Others are more sanguine, and suggest less newsworthy motives behind the government's decision not to renew Murdoch's journalist visa. They note that Murdoch was not expelled, and that the Foreign Ministry is allowing Fairfax to send another correspondent.

"It might have been a technical thing, it might have been personal," said one Indonesian news editor at a prominent Jakarta daily, who requested anonymity. "But in the end, they only mentioned one name, and that was Lindsay Murdoch. There are people here who have covered Indonesia longer—and they haven't been kicked out."
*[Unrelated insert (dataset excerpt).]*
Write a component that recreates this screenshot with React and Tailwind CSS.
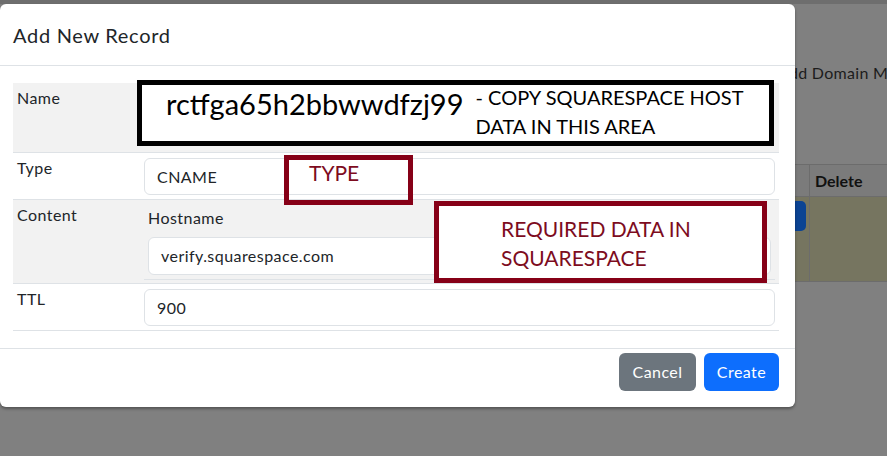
import React from "react";

const ui = { fontFamily: "Lato, 'Open Sans', sans-serif" };
const note = { fontFamily: "Lato, 'Open Sans', sans-serif", letterSpacing: 0 };

function Row({ label, shaded, children, className }) {
  return (
    <div className={`flex border-b border-[#dee2e6] ${shaded ? "bg-[#f2f2f2]" : "bg-white"} ${className || ""}`}>
      <div className="w-[127px] shrink-0 px-[4px] pt-[3px] text-[16px] leading-[24px] text-[#212529]">{label}</div>
      <div className="flex-1">{children}</div>
    </div>
  );
}

function Field({ value }) {
  return (
    <div className="h-[37px] rounded-[6px] border border-[#dee2e6] bg-white px-[12px] flex items-center text-[16px] text-[#212529]">
      {value}
    </div>
  );
}

export default function App() {
  return (
    <div className="relative w-[887px] h-[456px] overflow-hidden bg-[#808080] tracking-[0.45px]" style={ui}>
      {/* dimmed page behind the modal */}
      <div className="h-[4px] bg-[#6e6e6e]" />
      <div className="pl-[778px] pt-[57px] h-[82px] text-[16px] leading-[24px] tracking-[0.3px] text-[#1c1c1c] whitespace-nowrap">
        Add Domain Management
      </div>
      <div className="mt-[78px] flex whitespace-nowrap">
        <div className="w-[700px] shrink-0" />
        <div className="flex-1 flex flex-col">
          <div className="flex h-[33px] border-y border-[#6c6c6c] bg-[#7b7b7b]">
            <div className="w-[110px] border-r border-[#6c6c6c]" />
            <div className="flex-1 px-[5px] flex items-center text-[16px] font-bold text-[#111] tracking-normal">Delete</div>
          </div>
          <div className="flex h-[85px] border-b border-[#6c6c6c] bg-[#767560]">
            <div className="w-[110px] border-r border-[#6c6c6c] flex justify-end pr-[3px] pt-[4px]">
              <div className="w-[40px] h-[30px] rounded-[5px] bg-[#0b4393]" />
            </div>
            <div className="flex-1" />
          </div>
        </div>
      </div>

      {/* modal */}
      <div className="absolute left-0 top-[4px] w-[795px] h-[403px] rounded-[6px] bg-white shadow-[0_2px_3px_rgba(0,0,0,0.35)] flex flex-col">
        <div className="h-[62px] px-[13px] flex items-center border-b border-[#dee2e6] text-[20px] tracking-[0.7px] text-[#212529]">
          Add New Record
        </div>
        <div className="pl-[13px] pr-[16px] pt-[17px] pb-[17px]">
          <Row label="Name" shaded className="h-[70px]" />
          <Row label="Type" className="h-[47px]">
            <div className="pt-[5px] px-[4px]">
              <Field value="CNAME" />
            </div>
          </Row>
          <Row label="Content" shaded className="h-[84px]">
            <div className="pt-[6px] px-[4px]">
              <div className="px-[4px] pb-[4px] border-b border-[#dee2e6]">
                <div className="text-[16px] leading-[24px] text-[#212529]">Hostname</div>
                <div className="mt-[7px] h-[38px] rounded-[6px] border border-[#dee2e6] bg-white px-[12px] flex items-center text-[16px] text-[#212529]">
                  verify.squarespace.com
                </div>
              </div>
            </div>
          </Row>
          <Row label="TTL" className="h-[47px]">
            <div className="pt-[5px] px-[4px]">
              <Field value="900" />
            </div>
          </Row>
        </div>
        <div className="border-t border-[#dee2e6] pt-[4px] pr-[16px] flex justify-end gap-[8px]">
          <button className="w-[77px] h-[38px] rounded-[6px] bg-[#6c757d] text-white text-[16px]">Cancel</button>
          <button className="w-[75px] h-[38px] rounded-[6px] bg-[#0d6efd] text-white text-[16px]">Create</button>
        </div>

        {/* annotation: name */}
        <div className="absolute left-[137px] top-[76px] w-[637px] h-[66px] border-[5px] border-black bg-white flex items-start pl-[24px] whitespace-nowrap" style={note}>
          <div className="text-[29px] leading-[32px] pt-[3px] text-black">rctfga65h2bbwwdfzj99</div>
          <div className="pl-[12px] -mt-[2px] text-[20px] leading-[29px] text-black">
            <div>- COPY SQUARESPACE HOST</div>
            <div>DATA IN THIS AREA</div>
          </div>
        </div>

        {/* annotation: type */}
        <div className="absolute left-[284px] top-[151px] w-[129px] h-[50px] border-[5px] border-[#860017] pl-[20px] pt-0 text-[21px] leading-[26px] text-[#7d0c1e]" style={note}>
          TYPE
        </div>

        {/* annotation: required */}
        <div className="absolute left-[434px] top-[197px] w-[333px] h-[82px] border-[5px] border-[#860017] bg-white pl-[62px] pt-[8px] text-[21px] leading-[29px] text-[#7d0c1e]" style={note}>
          <div>REQUIRED DATA IN</div>
          <div>SQUARESPACE</div>
        </div>
      </div>
    </div>
  );
}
Those wary of government censorship, nonetheless, may yet have cause for concern: Addressing a group of Indonesians in Seoul toward the end of a trip to China and both halves of the Korean peninsula this week, President Megawati lauded the three countries for their national discipline—and curbs on the media.

Addressing critics of her administration in the press and elsewhere, she said, "We've only just begun and haven't had a chance to do anything yet, and already we're condemned ... How do you expect to catch up to other nations this way?" For the sake of dearly needed foreign investment, she added, "We need to improve our image."

A spate of recent trials makes it seem as if the Indonesian government is trying—albeit in its own way—to do exactly that.

On March 20, three Timorese militiamen were acquitted of killing a New Zealand peacekeeping soldier, and trials are underway against low-level military and police officials for human rights atrocities in East Timor. Their commanders, widely seen as having far greater responsibility, look on in a show of support in a central Jakarta courtroom—and, at times, park their cars in the judges' spaces in the parking lot outside.

House speaker Akbar Tandjung, facing up to 20 years' imprisonment, is on trial for embezzling US$4 million in state funds. The Central Bank Governor was sentenced to three years in jail for his role in a banking scandal on March 13, but is free on appeal. Like Akbar, he has yet to quit his job.

Suharto's favorite son, Tommy, is also in the dock for ordering the killing of the judge who sentenced him to jail for corruption. Ensconced in a cell with air conditioning, a private bathroom and two televisions, according to Tempo magazine, he faces a maximum penalty of death via a 30-page indictment. He was scolded for slouching in court the other day.

"We have a lot on our plate in Indonesia right now," acknowledged Natalagawa.